___ Source excerpt

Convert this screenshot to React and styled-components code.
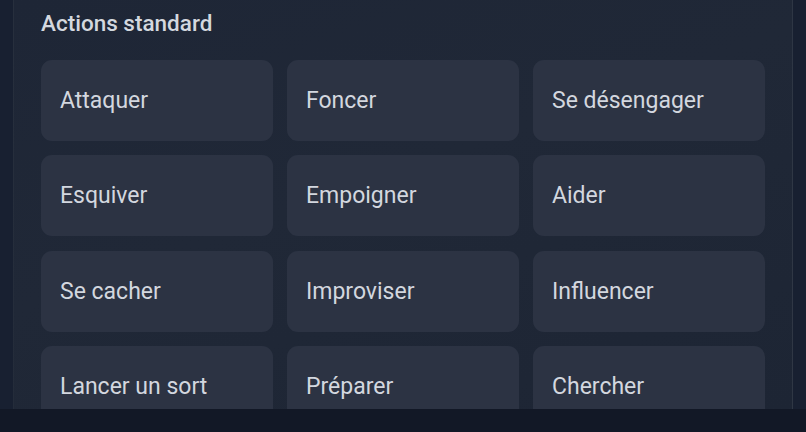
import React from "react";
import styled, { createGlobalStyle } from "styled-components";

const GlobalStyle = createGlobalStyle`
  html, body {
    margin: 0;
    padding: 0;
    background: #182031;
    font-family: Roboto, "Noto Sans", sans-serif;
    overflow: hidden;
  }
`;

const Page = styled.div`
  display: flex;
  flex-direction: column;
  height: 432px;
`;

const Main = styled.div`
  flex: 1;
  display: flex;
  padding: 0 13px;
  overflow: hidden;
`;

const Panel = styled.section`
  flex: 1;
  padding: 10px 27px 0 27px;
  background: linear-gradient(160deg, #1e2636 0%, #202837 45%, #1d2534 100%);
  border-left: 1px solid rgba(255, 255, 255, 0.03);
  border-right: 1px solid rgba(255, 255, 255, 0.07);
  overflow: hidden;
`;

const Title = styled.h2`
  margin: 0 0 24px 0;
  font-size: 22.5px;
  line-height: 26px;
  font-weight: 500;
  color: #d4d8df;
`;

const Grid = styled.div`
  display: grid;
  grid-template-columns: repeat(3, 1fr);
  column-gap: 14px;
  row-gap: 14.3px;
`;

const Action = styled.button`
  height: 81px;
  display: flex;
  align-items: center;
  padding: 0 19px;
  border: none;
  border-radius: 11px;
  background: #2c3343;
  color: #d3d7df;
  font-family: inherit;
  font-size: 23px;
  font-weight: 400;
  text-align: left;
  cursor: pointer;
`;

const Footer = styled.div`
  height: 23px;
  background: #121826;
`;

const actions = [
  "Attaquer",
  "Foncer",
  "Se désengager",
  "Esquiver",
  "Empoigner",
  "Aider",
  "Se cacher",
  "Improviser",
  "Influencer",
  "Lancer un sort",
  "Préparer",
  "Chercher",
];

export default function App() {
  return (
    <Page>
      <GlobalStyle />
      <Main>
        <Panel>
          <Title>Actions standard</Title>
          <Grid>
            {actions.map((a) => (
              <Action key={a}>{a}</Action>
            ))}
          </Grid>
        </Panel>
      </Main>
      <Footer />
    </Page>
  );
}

______

## Goal:
Which lines include "styled"? Copy each of them out.

## Exercise output:
Convert this screenshot to React and styled-components code.
import styled, { createGlobalStyle } from "styled-components";
const Page = styled.div`
const Main = styled.div`
const Panel = styled.section`
const Title = styled.h2`
const Grid = styled.div`
const Action = styled.button`
const Footer = styled.div`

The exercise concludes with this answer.